We make so many excuses for not submitting our writing. I don’t have enough time to finish a manuscript. I’m too young. I’m too old. I’ve got too many rejections. I don’t have an agent, or I’m not good enough. Any sound familiar?

Time: We all have the same amount. We can find even fifteen minutes in a day to write something. Obligations can steal our time, and sometimes those obligations come because we can’t say no to requests to be a volunteer or be on a committee. Prioritize and choose activities wisely.

Rejections: Of course, rejections come with the territory, and when one realizes that even the most famous of authors also received rejections, those letters become less frustrating. Rejections can be the stepping stones or building blocks to better writing.

Agents: Attending a conference with agents available is one of the best ways to make contact and find if you are a fit with him or her.

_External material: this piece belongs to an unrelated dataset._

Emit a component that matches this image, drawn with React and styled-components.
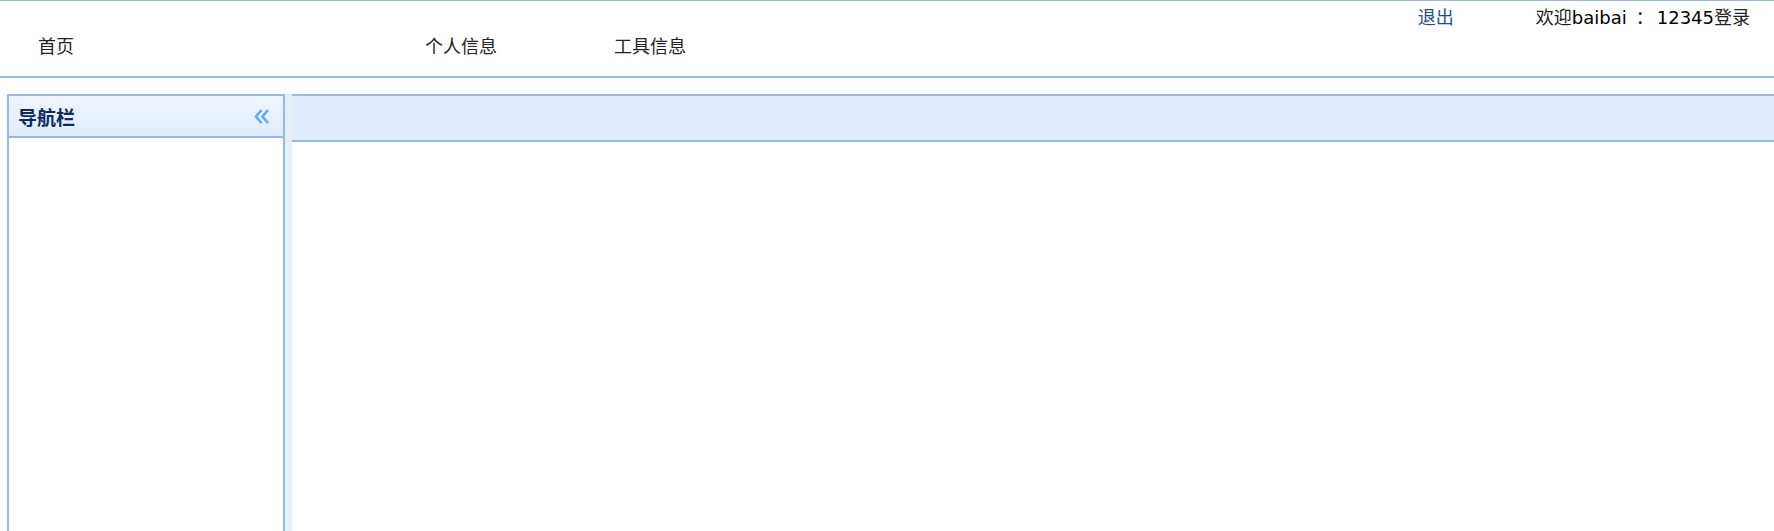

Age: If I had used the excuse of age, I would never have been published. Age doesn’t matter when the story is one an editor wants.

Lack of confidence: We all face doubts about our writing. Even multi-published writers can sometimes harbor doubts about their next book or series. When God calls us to a task, He will equip us to do it. This is where critique partners, conferences, books on writing and workshops play a major role in building confidence.

God expects us to finish what we start and be obedient to His call. When we’re obedient to that call, He will give us what we need to complete it no matter what our excuse may be because He who began the work in us will carry us through until it’s completed. Galatians 6:9 tells us not to grow weary when we’re doing God’s work because we’ll reap a harvest when God sets the time.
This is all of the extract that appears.